Is The Squeaking I Hear A Seroma 8 Years Post-Op?
Doctor Answers (4)
Seroma 8 Years after Breast Augmentation?
Thank you for the question.
It would be in your best interests to be examined by a well experienced board-certified plastic surgeon.
Check with the American Board of Plastic Surgery and/or The American Society of Plastic Surgeons for plastic surgeons appropriately trained and certified in your area.
After direct examination and/or imaging studies the best course of action (if any) will be decided upon. At the very least you will receive meaningful reassurance.

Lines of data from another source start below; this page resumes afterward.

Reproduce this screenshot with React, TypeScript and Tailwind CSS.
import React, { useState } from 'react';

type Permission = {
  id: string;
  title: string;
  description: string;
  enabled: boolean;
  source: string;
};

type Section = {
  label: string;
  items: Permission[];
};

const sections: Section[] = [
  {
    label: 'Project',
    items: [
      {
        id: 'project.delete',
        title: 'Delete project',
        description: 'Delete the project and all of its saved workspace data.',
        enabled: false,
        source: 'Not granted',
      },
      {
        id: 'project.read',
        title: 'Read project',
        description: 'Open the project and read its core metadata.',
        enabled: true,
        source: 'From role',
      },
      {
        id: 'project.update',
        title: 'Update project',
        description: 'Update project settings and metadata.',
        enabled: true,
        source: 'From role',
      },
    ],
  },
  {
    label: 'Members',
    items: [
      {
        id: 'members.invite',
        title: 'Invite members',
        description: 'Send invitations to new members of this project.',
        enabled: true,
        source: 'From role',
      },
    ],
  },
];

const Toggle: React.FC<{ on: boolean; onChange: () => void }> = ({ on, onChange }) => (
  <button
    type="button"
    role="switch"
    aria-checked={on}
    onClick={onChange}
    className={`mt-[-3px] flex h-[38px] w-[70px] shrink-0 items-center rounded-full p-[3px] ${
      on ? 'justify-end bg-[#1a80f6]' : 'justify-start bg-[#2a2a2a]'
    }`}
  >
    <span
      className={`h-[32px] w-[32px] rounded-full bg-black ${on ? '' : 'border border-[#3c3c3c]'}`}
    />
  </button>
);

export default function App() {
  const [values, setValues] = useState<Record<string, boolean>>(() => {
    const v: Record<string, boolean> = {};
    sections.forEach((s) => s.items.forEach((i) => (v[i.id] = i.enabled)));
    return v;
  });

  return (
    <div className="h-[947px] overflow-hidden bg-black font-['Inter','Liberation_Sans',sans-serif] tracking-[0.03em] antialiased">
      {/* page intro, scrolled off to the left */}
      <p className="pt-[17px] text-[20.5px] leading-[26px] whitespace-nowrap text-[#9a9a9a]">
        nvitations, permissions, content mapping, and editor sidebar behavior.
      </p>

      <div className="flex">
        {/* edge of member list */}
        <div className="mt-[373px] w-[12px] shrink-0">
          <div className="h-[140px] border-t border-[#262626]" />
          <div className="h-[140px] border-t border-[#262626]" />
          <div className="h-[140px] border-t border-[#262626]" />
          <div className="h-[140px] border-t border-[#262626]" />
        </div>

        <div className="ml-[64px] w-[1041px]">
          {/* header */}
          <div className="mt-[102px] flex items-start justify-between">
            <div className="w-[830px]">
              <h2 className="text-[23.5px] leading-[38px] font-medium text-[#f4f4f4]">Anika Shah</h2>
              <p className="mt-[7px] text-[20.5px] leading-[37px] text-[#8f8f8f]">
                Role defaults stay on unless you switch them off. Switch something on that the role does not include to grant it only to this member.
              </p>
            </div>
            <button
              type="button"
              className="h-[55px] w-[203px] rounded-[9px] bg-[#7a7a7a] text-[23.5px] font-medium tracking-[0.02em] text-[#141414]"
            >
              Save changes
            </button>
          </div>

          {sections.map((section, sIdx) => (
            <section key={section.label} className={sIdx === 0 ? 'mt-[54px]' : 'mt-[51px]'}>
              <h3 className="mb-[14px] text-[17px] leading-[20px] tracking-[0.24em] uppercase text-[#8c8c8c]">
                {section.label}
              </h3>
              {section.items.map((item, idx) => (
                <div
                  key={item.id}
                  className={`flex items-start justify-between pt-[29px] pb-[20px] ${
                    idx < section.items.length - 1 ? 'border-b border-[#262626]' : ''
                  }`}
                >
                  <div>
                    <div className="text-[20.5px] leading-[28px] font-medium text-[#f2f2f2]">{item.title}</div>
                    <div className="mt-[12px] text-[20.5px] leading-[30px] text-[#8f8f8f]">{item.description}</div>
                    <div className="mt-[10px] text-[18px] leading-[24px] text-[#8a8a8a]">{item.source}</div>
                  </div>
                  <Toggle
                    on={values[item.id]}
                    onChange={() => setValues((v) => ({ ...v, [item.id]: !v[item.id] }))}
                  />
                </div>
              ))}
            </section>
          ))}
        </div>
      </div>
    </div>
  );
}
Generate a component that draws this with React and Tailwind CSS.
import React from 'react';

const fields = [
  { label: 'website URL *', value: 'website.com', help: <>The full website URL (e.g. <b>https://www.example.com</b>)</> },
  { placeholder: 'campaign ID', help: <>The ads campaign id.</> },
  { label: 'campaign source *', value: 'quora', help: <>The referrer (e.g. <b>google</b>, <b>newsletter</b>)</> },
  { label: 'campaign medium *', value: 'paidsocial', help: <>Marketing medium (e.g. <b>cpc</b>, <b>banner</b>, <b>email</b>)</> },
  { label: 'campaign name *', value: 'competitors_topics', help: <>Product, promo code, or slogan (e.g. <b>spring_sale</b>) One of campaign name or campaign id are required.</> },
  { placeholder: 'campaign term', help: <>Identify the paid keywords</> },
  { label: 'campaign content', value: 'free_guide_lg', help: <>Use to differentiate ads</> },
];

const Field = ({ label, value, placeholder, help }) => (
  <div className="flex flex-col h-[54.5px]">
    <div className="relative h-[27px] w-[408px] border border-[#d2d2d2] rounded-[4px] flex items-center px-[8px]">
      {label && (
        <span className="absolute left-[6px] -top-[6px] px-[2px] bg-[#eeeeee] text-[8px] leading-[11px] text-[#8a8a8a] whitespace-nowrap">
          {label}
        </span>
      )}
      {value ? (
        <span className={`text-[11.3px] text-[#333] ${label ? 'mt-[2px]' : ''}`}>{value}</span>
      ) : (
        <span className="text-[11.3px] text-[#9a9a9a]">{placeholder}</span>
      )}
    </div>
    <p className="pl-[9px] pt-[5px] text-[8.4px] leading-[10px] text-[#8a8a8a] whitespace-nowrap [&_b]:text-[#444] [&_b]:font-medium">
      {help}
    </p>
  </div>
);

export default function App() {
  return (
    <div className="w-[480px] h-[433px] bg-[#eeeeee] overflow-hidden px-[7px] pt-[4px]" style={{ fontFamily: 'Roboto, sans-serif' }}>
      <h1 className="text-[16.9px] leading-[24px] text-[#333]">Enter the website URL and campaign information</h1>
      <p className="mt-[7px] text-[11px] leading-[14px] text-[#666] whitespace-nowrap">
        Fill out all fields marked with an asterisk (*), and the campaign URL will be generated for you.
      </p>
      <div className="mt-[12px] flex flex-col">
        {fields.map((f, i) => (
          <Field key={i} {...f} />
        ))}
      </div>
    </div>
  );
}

Sqeaking breast years after breast augmentation
I do not feel it is unusual to have a seroma around a breast implant after 8 years, especially in a runner or athlete. Seroma can be caused by rubbing and friction of the implant and the pocket, more often with a textured breast implant than smooth. Double up on the support if you continue to run, and a surgeon in your area can set up an ultrasound to check for fluid. Also look up your implant information as you should have been given in identification card with the implant type and maker. If your implant are textured a smooth implant can solve the problem.
Best of luck,
Breast impants, late seroma, squeaking
It's pretty uncommon to have a late seroma, but not unheard of. You need to get your surgical records so you know brand, style and size of your implants and see a plastic surgeon soon. You can get names of surgeons in your area from the ASPS website. Do not just ignore this and let it go. At the least you can get an ultrasound or MRI from your local hospital and it might be good to have that information to give your surgeon when you see him.